● Recorded information:
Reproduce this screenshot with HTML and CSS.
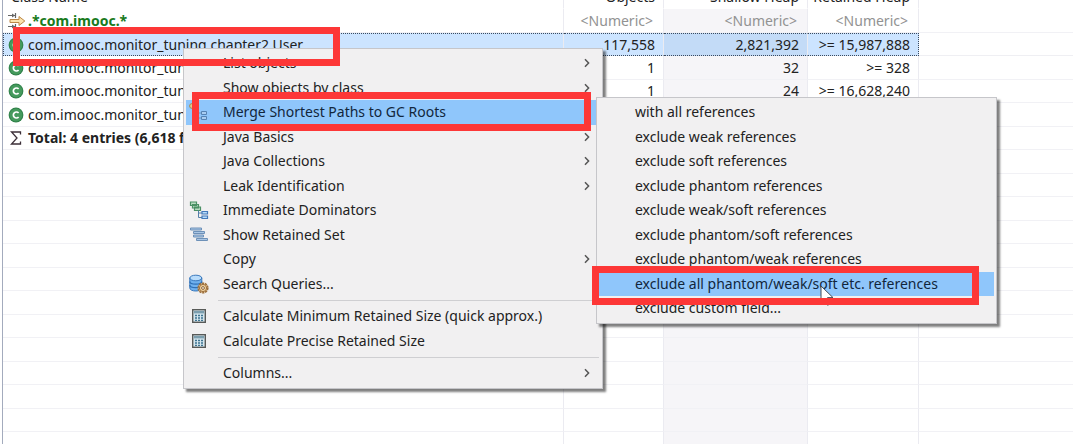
FILE: index.html
```
<!DOCTYPE html>
<html lang="en">
<head>
<meta charset="UTF-8">
<meta name="viewport" content="width=device-width, initial-scale=1.0">
<title>Heap Histogram</title>
<link rel="stylesheet" href="styles.css">
</head>
<body>
	<!-- shared icons -->
	<svg class="defs" width="0" height="0">
		<symbol id="class-icon" viewBox="0 0 16 16">
			<circle cx="8" cy="8" r="7.4" fill="#2f8049"/>
			<circle cx="8" cy="8" r="6.4" fill="#459a5d"/>
			<path d="M10.6 6A3 3 0 1 0 10.6 10" fill="none" stroke="#fff" stroke-width="1.7"/>
		</symbol>
		<symbol id="calc-icon" viewBox="0 0 16 16">
			<rect x="1.7" y="1.7" width="12.6" height="12.6" fill="#d5e6ee" stroke="#585a58" stroke-width="1.4"/>
			<rect x="3" y="3" width="10" height="2.4" fill="#7b9eae"/>
			<path d="M4 7.5h8M4 10h8M4 12.4h8" stroke="#3d7391" stroke-width="1.4" stroke-dasharray="2 1"/>
		</symbol>
		<symbol id="arrow-icon" viewBox="0 0 8 10">
			<path d="M2 1.2L5.6 5L2 8.8" fill="none" stroke="#555" stroke-width="1.5"/>
		</symbol>
	</svg>

	<main class="histogram">
		<table>
			<colgroup>
				<col class="col-name">
				<col class="col-objects">
				<col class="col-shallow">
				<col class="col-retained">
				<col>
			</colgroup>
			<thead>
				<tr><th>Class Name</th><th>Objects</th><th>Shallow Heap</th><th>Retained Heap</th><th></th></tr>
			</thead>
			<tbody>
				<tr class="filter">
					<td>
						<div class="name">
							<svg class="filter-icon" viewBox="0 0 18 18">
								<path d="M0 3.5h7M0 14.5h7M7.5 1v5M7.5 12v5" fill="none" stroke="#666" stroke-width="1.2"/>
								<path d="M4 1.5L7 3.5L4 5.5zM4 12.5L7 14.5L4 16.5z" fill="#666"/>
								<path d="M2 7.5h9V4.5L16.8 9L11 13.5v-3H2z" fill="#fbe3ad" stroke="#bd8745"/>
							</svg>
							<span>.*com.imooc.*</span>
						</div>
					</td>
					<td>&lt;Numeric&gt;</td><td>&lt;Numeric&gt;</td><td>&lt;Numeric&gt;</td><td></td>
				</tr>
				<tr class="selected">
					<td><div class="name"><svg class="icon"><use href="#class-icon"/></svg><span>com.imooc.monitor_tuning.chapter2.User</span></div></td>
					<td>117,558</td><td>2,821,392</td><td>&gt;= 15,987,888</td><td></td>
				</tr>
				<tr>
					<td><div class="name"><svg class="icon"><use href="#class-icon"/></svg><span>com.imooc.monitor_tuning</span></div></td>
					<td>1</td><td>32</td><td>&gt;= 328</td><td></td>
				</tr>
				<tr>
					<td><div class="name"><svg class="icon"><use href="#class-icon"/></svg><span>com.imooc.monitor_tuning</span></div></td>
					<td>1</td><td>24</td><td>&gt;= 16,628,240</td><td></td>
				</tr>
				<tr>
					<td><div class="name"><svg class="icon"><use href="#class-icon"/></svg><span>com.imooc.monitor_tuning</span></div></td>
					<td></td><td></td><td></td><td></td>
				</tr>
				<tr class="total">
					<td>
						<div class="name">
							<svg class="icon" viewBox="0 0 16 16"><path d="M12.5 4.5V2H3.5L9 8L3.5 14H12.5V11.5" fill="none" stroke="#3c2f38" stroke-width="1.3"/></svg>
							<span>Total: 4 entries (6,618 filtered)</span>
						</div>
					</td>
					<td></td><td></td><td></td><td></td>
				</tr>
				<tr><td></td><td></td><td></td><td></td><td></td></tr>
				<tr><td></td><td></td><td></td><td></td><td></td></tr>
				<tr><td></td><td></td><td></td><td></td><td></td></tr>
				<tr><td></td><td></td><td></td><td></td><td></td></tr>
				<tr><td></td><td></td><td></td><td></td><td></td></tr>
				<tr><td></td><td></td><td></td><td></td><td></td></tr>
				<tr><td></td><td></td><td></td><td></td><td></td></tr>
				<tr><td></td><td></td><td></td><td></td><td></td></tr>
				<tr><td></td><td></td><td></td><td></td><td></td></tr>
				<tr><td></td><td></td><td></td><td></td><td></td></tr>
				<tr><td></td><td></td><td></td><td></td><td></td></tr>
				<tr><td></td><td></td><td></td><td></td><td></td></tr>
				<tr><td></td><td></td><td></td><td></td><td></td></tr>
			</tbody>
		</table>
	</main>

	<div class="menu context-menu">
		<button type="button">List objects<svg class="arrow"><use href="#arrow-icon"/></svg></button>
		<button type="button">Show objects by class<svg class="arrow"><use href="#arrow-icon"/></svg></button>
		<button type="button" class="active">
			<svg class="item-icon" viewBox="0 0 20 20">
				<circle cx="3" cy="4" r="2.4" fill="#e2c98c" stroke="#a88b4f"/>
				<path d="M8 8v8h4M8 11h4" fill="none" stroke="#6d96bd"/>
				<path d="M12.5 9.5h5v3h-5zM12.5 14.5h5v3h-5z" fill="#a9cdf2" stroke="#5683b3"/>
			</svg>
			Merge Shortest Paths to GC Roots<svg class="arrow"><use href="#arrow-icon"/></svg>
		</button>
		<button type="button">Java Basics<svg class="arrow"><use href="#arrow-icon"/></svg></button>
		<button type="button">Java Collections<svg class="arrow"><use href="#arrow-icon"/></svg></button>
		<button type="button">Leak Identification<svg class="arrow"><use href="#arrow-icon"/></svg></button>
		<button type="button">
			<svg class="item-icon" viewBox="0 0 20 20">
				<path d="M1.5 2h6v3.5h-6zM3.5 4.5h6v3.5h-6zM5.5 7h6v3.5h-6z" fill="#b9dcc2" stroke="#4b9065" stroke-width="1.2"/>
				<path d="M9.5 10.5v7h4M9.5 13h4" fill="none" stroke="#557fa8"/>
				<path d="M13 11.5h5.5v2.5H13zM13 16h5.5v2.5H13z" fill="#b7dcfa" stroke="#4479ba" stroke-width="1.2"/>
			</svg>
			Immediate Dominators
		</button>
		<button type="button">
			<svg class="item-icon" viewBox="0 0 20 20">
				<path d="M1.5 3h11v2h-11zM4.5 6.5h11v2h-11zM4.5 10h10v2h-10zM7.5 13.5h11v2h-11z" fill="#a9c6e5" stroke="#6e91b8"/>
			</svg>
			Show Retained Set
		</button>
		<button type="button">Copy<svg class="arrow"><use href="#arrow-icon"/></svg></button>
		<button type="button">
			<svg class="item-icon" viewBox="0 0 20 20">
				<path d="M.8 4v10c0 4 12 4 12 0V4z" fill="#6fb0ee" stroke="#3978bd"/>
				<path d="M.8 7.5c0 3.5 12 3.5 12 0M.8 11c0 3.5 12 3.5 12 0" fill="none" stroke="#2f6fb5" stroke-width="1.2"/>
				<ellipse cx="6.8" cy="4" rx="6" ry="2.8" fill="#b9dcfb" stroke="#3978bd"/>
				<circle cx="14" cy="14" r="4.8" fill="#f0d2a0" stroke="#9c6f3d" stroke-width="1.6" stroke-dasharray="2.2 .8"/>
				<circle cx="14" cy="14" r="3.6" fill="#f0d2a0" stroke="#9c6f3d"/>
				<circle cx="14" cy="14" r="1.4" fill="#fff" stroke="#8c6336"/>
			</svg>
			Search Queries...
		</button>
		<hr>
		<button type="button"><svg class="item-icon calc"><use href="#calc-icon"/></svg>Calculate Minimum Retained Size (quick approx.)</button>
		<button type="button"><svg class="item-icon calc"><use href="#calc-icon"/></svg>Calculate Precise Retained Size</button>
		<hr>
		<button type="button">Columns...<svg class="arrow"><use href="#arrow-icon"/></svg></button>
	</div>

	<div class="menu submenu">
		<button type="button">with all references</button>
		<button type="button">exclude weak references</button>
		<button type="button">exclude soft references</button>
		<button type="button">exclude phantom references</button>
		<button type="button">exclude weak/soft references</button>
		<button type="button">exclude phantom/soft references</button>
		<button type="button">exclude phantom/weak references</button>
		<button type="button" class="active">exclude all phantom/weak/soft etc. references</button>
		<button type="button">exclude custom field...</button>
	</div>

	<svg class="cursor" viewBox="0 0 14 22">
		<path d="M1 1V17L4.8 13.5L7.5 20.2L10.2 19L7.5 12.6H13z" fill="#fff" stroke="#444a58"/>
	</svg>

	<div class="mark mark-class"></div>
	<div class="mark mark-merge"></div>
	<div class="mark mark-exclude"></div>
</body>
</html>
```
FILE: styles.css
```
* {
	box-sizing: border-box;
}

body {
	margin: 0;
	position: relative;
	height: 100vh;
	overflow: hidden;
	background-color: #fff;
	color: #222;
	font-family: "Noto Sans", "Open Sans", sans-serif;
	font-size: 14px;
	line-height: 20px;
}

.defs {
	position: absolute;
}

/* histogram table, scrolled a little past its header */
.histogram {
	margin-top: -14px;
	margin-left: 2px;
	border-left: 1px solid #a3abbd;
}

table {
	width: 100%;
	table-layout: fixed;
	border-collapse: separate;
	border-spacing: 0;
}

.col-name {
	width: 561px;
}

.col-objects {
	width: 100px;
}

.col-shallow {
	width: 144px;
}

.col-retained {
	width: 111px;
}

th,
td {
	height: 23px;
	padding: 0 8px 0 0;
	border-right: 1px solid #ebebf1;
	border-bottom: 1px solid #f1f1f5;
	text-align: right;
	font-weight: normal;
	line-height: 20px;
	white-space: nowrap;
}

th {
	border-bottom-color: #fff;
}

tbody tr:nth-child(odd) td {
	height: 24px;
}

th:first-child {
	padding-left: 8px;
	text-align: left;
}

td:first-child {
	padding: 0;
}

td:nth-child(3) {
	background-color: #f6f5f8;
}

td:last-child,
th:last-child {
	border-right: none;
}

.name {
	display: flex;
	align-items: center;
	gap: 4px;
	padding-left: 5px;
}

.icon {
	width: 16px;
	height: 16px;
}

.filter-icon {
	width: 18px;
	height: 18px;
}

.filter .name {
	gap: 2px;
}

.filter td {
	padding-right: 10px;
	color: #929292;
}

.filter span {
	color: #187a1c;
	font-weight: bold;
}

.total span {
	font-weight: bold;
}

.selected td {
	background-color: #cce4ff;
	border-top: 1px dotted #3b4a5e;
	border-bottom: 1px dotted #3b4a5e;
}

.selected td:first-child {
	border-left: 1px dotted #3b4a5e;
}

.selected td:first-child .name {
	padding-left: 4px;
}

.selected td:nth-child(3) {
	background-color: #c3dbf7;
}

.selected td:nth-child(4) {
	border-right: 1px dotted #3b4a5e;
}

.selected td:last-child {
	background-color: #fff;
	border-top: none;
	border-bottom: 1px solid #efeff3;
}

/* menus */
.menu {
	position: absolute;
	padding: 2px;
	background-color: #f1f0f1;
	border: 1px solid #c6c6ca;
	box-shadow: 3px 3px 2px rgba(0, 0, 0, 0.5);
}

.context-menu {
	top: 48px;
	left: 183px;
	width: 420px;
}

.submenu {
	top: 97px;
	left: 596px;
	width: 401px;
}

.menu button {
	display: flex;
	align-items: center;
	position: relative;
	width: 100%;
	height: 25px;
	padding: 0 9px 1px 36px;
	border: none;
	background: none;
	color: #222;
	font: inherit;
	text-align: left;
	white-space: nowrap;
}

.menu button:nth-of-type(even) {
	height: 24px;
	padding-bottom: 0;
}

.context-menu button {
	padding-left: 37px;
}

.menu button.active {
	background-color: #8fc6fb;
	color: #12263c;
}

.menu hr {
	height: 1px;
	margin: 4px 1px 3px 32px;
	border: none;
	background-color: #cfcfd2;
}

.item-icon {
	position: absolute;
	left: 3px;
	width: 20px;
	height: 20px;
}

.item-icon.calc {
	left: 5px;
	width: 16px;
	height: 16px;
}

.arrow {
	width: 8px;
	height: 10px;
	margin-left: auto;
}

.cursor {
	position: absolute;
	top: 285px;
	left: 820px;
	width: 14px;
	height: 22px;
}

/* red highlight frames */
.mark {
	position: absolute;
	height: 39px;
	border: 7px solid #fd3737;
	pointer-events: none;
}

.mark-class {
	top: 27px;
	left: 13px;
	width: 327px;
}

.mark-merge {
	top: 92px;
	left: 192px;
	width: 399px;
}

.mark-exclude {
	top: 266px;
	left: 592px;
	width: 387px;
}
```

● Given instruction: Go through the listing above and return every line where the word "with" occurs.

● Result below:
Reproduce this screenshot with HTML and CSS.
		<button type="button">with all references</button>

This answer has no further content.